==== DATASET EXTRACT ====

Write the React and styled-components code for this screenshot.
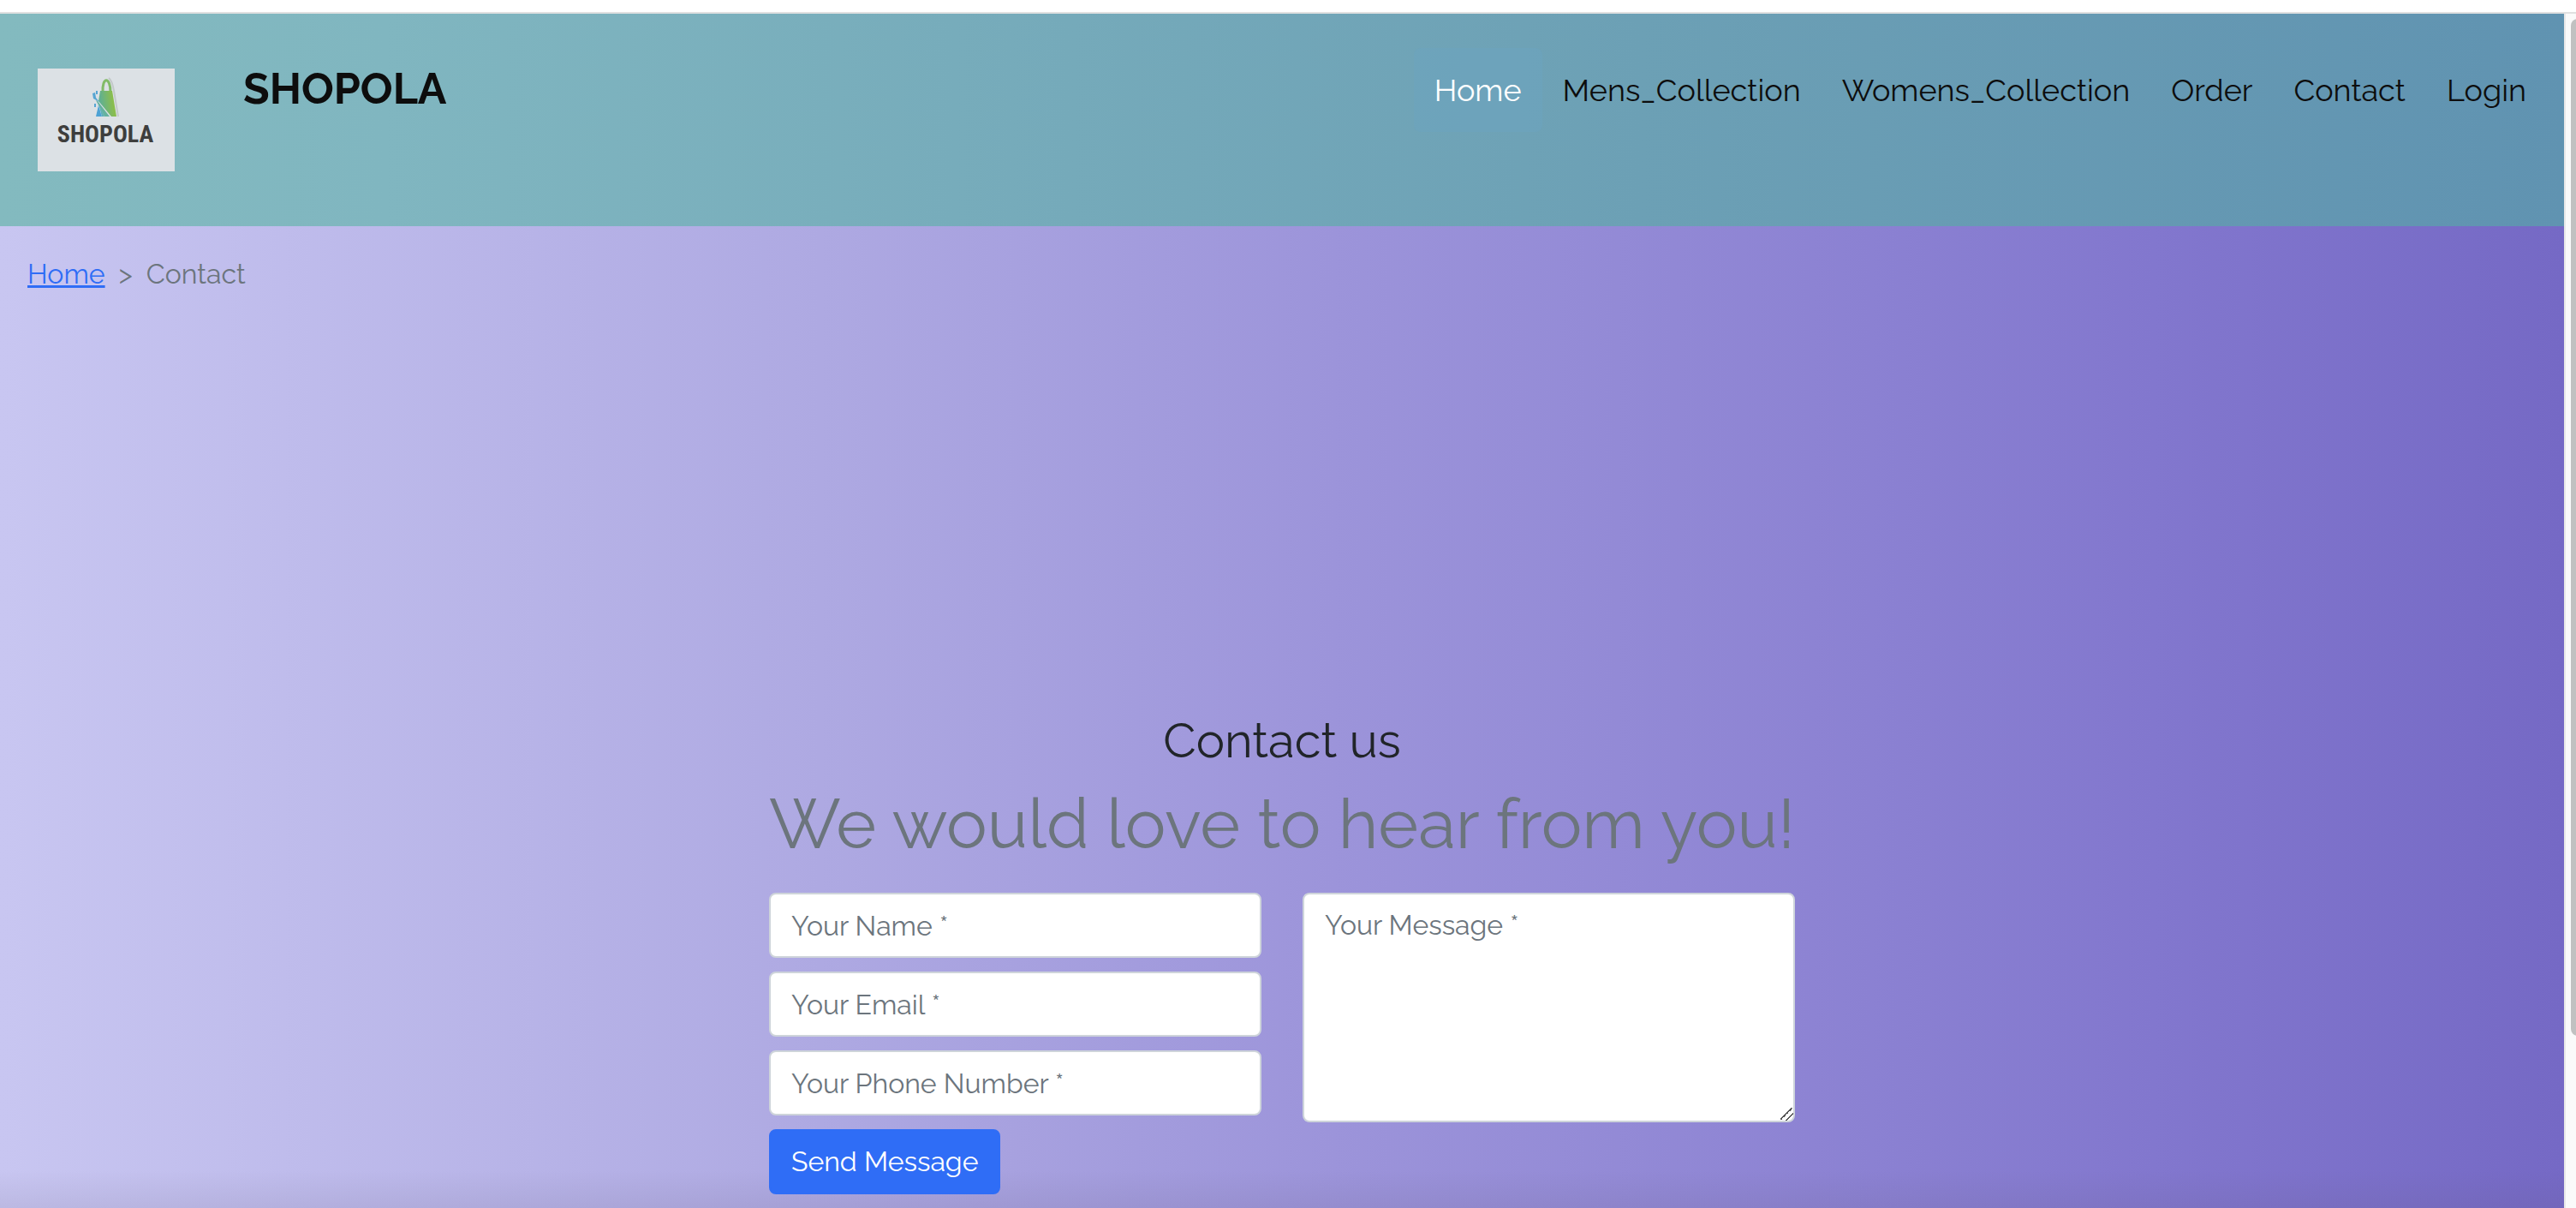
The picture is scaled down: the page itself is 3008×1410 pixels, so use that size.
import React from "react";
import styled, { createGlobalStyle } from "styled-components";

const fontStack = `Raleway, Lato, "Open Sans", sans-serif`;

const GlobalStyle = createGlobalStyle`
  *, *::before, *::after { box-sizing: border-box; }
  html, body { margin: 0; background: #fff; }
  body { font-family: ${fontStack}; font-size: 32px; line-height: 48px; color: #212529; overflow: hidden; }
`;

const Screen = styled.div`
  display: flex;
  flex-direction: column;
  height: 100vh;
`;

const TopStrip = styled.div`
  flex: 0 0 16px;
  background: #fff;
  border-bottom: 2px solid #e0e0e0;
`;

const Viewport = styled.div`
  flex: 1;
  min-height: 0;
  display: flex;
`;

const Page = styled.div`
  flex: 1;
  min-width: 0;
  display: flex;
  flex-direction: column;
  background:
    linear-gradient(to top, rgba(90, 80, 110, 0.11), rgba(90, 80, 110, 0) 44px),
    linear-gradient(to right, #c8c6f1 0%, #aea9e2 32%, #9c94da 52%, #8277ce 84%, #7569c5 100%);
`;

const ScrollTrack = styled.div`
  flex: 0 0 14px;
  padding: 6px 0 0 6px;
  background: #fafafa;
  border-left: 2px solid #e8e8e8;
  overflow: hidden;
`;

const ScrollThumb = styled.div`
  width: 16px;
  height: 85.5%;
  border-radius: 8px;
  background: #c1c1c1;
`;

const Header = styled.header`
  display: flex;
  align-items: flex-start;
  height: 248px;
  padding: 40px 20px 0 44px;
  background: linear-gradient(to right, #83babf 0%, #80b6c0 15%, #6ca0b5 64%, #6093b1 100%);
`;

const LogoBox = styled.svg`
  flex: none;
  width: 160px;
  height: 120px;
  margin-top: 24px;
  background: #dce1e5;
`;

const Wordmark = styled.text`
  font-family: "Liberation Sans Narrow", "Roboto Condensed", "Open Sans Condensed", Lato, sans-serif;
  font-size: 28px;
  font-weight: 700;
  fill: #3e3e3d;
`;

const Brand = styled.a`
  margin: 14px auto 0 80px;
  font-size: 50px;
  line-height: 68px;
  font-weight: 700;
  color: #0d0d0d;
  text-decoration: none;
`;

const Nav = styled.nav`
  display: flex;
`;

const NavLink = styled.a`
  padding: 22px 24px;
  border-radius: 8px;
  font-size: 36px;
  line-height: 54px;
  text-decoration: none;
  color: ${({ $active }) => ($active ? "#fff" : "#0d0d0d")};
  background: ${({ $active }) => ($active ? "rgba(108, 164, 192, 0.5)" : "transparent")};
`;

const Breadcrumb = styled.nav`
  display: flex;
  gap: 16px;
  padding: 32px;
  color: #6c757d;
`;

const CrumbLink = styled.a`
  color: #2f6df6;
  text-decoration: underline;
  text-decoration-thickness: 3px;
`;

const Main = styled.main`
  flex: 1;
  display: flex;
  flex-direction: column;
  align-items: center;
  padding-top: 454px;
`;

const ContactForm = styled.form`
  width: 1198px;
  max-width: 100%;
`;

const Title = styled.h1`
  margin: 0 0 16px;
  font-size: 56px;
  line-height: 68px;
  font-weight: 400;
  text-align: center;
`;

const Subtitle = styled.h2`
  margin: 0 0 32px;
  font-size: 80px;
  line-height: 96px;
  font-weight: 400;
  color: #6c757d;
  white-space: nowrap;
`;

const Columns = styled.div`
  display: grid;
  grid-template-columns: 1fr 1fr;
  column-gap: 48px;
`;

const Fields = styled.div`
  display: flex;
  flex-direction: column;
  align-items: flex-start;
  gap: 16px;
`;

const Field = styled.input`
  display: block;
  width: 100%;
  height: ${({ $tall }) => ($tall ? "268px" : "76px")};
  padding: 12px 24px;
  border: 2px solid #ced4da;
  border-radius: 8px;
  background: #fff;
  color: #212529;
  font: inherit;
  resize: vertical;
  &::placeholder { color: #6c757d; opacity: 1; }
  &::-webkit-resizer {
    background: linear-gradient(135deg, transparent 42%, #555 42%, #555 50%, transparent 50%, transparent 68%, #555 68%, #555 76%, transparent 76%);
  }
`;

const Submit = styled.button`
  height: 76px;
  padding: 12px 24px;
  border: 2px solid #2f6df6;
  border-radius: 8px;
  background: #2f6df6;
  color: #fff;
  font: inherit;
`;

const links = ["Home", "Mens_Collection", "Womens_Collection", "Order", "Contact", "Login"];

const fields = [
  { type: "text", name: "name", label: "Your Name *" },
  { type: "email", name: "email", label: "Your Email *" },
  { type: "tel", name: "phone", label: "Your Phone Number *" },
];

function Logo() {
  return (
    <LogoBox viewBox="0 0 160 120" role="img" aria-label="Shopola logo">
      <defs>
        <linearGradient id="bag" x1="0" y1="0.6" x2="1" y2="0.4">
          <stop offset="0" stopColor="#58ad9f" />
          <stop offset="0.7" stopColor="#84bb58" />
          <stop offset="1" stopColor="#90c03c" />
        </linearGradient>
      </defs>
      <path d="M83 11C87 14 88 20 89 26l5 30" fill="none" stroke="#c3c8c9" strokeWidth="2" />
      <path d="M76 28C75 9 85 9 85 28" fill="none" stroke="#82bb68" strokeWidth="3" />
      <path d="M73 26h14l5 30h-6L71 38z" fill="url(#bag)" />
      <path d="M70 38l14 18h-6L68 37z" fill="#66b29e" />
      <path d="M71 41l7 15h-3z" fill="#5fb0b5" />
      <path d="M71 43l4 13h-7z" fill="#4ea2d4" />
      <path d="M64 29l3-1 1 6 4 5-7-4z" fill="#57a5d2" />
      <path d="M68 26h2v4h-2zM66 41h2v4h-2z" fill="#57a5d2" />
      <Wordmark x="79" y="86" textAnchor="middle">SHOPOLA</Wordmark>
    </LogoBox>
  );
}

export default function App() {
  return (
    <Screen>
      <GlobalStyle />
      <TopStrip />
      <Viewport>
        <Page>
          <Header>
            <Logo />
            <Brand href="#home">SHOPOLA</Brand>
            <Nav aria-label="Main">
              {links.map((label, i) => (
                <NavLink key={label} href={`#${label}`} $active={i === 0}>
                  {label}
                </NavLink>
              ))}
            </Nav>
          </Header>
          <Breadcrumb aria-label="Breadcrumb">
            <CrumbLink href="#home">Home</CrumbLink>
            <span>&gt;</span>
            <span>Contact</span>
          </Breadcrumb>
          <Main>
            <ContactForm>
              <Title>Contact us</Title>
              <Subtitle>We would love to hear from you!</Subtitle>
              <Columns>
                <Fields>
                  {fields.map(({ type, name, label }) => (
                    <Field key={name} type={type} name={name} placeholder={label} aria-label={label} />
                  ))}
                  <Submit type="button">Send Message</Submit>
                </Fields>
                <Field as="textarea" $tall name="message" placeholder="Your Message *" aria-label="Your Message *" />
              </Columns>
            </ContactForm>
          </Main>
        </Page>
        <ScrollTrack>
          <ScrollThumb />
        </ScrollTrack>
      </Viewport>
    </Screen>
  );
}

====
==== DATASET EXTRACT ====

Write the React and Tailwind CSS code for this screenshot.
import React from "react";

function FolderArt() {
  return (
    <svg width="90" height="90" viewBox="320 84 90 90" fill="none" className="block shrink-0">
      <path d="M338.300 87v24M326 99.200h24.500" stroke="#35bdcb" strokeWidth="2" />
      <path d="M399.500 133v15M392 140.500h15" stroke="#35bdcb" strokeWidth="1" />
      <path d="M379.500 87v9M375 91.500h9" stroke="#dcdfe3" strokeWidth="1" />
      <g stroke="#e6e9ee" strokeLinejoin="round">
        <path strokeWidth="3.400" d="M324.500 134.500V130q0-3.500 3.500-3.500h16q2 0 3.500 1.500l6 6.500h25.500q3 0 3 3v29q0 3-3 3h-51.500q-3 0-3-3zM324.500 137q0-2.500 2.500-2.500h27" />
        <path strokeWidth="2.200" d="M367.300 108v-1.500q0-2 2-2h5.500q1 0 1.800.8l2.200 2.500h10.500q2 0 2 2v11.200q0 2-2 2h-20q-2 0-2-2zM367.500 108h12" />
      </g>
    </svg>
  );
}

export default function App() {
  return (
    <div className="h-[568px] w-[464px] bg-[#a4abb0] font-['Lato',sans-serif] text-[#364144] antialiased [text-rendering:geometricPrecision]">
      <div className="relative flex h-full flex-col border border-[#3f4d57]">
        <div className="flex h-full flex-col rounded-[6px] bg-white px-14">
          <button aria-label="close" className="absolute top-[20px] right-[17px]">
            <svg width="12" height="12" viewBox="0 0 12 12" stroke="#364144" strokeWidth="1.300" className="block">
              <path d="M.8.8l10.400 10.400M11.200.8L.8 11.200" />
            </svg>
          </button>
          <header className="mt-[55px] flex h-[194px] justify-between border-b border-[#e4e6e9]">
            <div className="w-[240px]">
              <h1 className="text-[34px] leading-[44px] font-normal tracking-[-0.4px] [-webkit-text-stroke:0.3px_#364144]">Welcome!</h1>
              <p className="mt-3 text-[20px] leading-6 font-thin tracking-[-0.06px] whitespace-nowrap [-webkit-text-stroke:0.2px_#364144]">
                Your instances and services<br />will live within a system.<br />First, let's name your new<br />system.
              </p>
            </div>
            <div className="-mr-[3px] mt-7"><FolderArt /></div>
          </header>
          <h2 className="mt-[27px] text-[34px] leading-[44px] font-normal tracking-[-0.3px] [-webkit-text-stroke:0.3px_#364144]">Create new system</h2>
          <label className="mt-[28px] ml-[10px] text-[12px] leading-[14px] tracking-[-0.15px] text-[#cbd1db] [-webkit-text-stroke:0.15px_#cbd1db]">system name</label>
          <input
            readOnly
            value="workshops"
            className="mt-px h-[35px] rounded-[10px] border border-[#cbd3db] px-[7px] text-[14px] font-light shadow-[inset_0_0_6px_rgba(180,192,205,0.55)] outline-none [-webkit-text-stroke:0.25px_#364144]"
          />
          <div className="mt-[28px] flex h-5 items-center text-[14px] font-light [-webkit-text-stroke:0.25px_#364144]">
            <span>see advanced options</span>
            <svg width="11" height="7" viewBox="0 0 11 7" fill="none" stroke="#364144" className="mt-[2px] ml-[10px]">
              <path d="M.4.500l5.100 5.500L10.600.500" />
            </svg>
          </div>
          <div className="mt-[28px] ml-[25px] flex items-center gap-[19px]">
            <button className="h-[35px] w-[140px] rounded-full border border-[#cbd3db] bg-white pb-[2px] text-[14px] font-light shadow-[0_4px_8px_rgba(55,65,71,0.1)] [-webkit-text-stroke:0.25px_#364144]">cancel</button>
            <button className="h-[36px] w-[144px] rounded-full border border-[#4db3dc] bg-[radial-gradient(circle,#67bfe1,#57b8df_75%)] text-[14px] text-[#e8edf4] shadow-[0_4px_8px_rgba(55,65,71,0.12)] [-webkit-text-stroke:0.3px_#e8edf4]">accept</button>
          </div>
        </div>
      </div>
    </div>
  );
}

====
==== DATASET EXTRACT ====

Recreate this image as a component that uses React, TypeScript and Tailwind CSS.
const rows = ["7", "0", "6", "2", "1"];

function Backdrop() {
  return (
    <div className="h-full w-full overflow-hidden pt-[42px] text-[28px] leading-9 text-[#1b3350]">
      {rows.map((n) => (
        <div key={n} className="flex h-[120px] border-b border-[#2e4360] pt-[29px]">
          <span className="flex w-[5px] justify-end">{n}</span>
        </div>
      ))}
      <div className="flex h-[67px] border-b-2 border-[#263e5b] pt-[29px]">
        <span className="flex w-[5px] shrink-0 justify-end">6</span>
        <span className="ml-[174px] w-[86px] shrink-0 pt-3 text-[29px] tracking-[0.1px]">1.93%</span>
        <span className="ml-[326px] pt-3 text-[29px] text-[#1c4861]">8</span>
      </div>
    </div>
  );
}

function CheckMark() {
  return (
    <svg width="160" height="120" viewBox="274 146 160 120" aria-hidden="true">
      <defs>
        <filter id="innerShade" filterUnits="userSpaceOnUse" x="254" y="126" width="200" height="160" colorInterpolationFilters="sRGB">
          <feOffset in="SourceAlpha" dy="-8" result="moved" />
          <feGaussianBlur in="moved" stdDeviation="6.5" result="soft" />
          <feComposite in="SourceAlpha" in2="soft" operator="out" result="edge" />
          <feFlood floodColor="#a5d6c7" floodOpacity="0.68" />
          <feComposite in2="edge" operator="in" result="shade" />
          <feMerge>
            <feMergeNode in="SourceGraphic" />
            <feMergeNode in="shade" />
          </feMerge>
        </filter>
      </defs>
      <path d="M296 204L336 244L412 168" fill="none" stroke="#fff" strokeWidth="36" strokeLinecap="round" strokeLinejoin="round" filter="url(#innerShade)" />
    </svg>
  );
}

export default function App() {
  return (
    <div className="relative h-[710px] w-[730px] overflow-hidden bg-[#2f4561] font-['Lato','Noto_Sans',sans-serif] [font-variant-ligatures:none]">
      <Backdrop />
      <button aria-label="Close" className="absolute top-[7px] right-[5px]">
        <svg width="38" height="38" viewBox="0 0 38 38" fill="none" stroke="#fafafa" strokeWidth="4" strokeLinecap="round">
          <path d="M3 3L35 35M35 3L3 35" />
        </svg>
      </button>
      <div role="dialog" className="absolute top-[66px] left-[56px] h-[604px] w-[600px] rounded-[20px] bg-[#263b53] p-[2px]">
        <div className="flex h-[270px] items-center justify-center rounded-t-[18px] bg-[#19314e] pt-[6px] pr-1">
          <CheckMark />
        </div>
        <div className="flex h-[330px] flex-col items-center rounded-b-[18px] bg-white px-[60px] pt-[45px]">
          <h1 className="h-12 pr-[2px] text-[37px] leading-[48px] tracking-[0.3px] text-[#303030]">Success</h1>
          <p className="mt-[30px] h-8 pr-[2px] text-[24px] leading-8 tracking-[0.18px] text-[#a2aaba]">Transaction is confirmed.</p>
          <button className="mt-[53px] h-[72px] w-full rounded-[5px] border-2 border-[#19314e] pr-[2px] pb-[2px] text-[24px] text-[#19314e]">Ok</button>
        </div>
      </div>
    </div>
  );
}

====

Where a line contains "Write", copy that line.

## EXPECTED OUTPUT
Write the React and styled-components code for this screenshot.
Write the React and Tailwind CSS code for this screenshot.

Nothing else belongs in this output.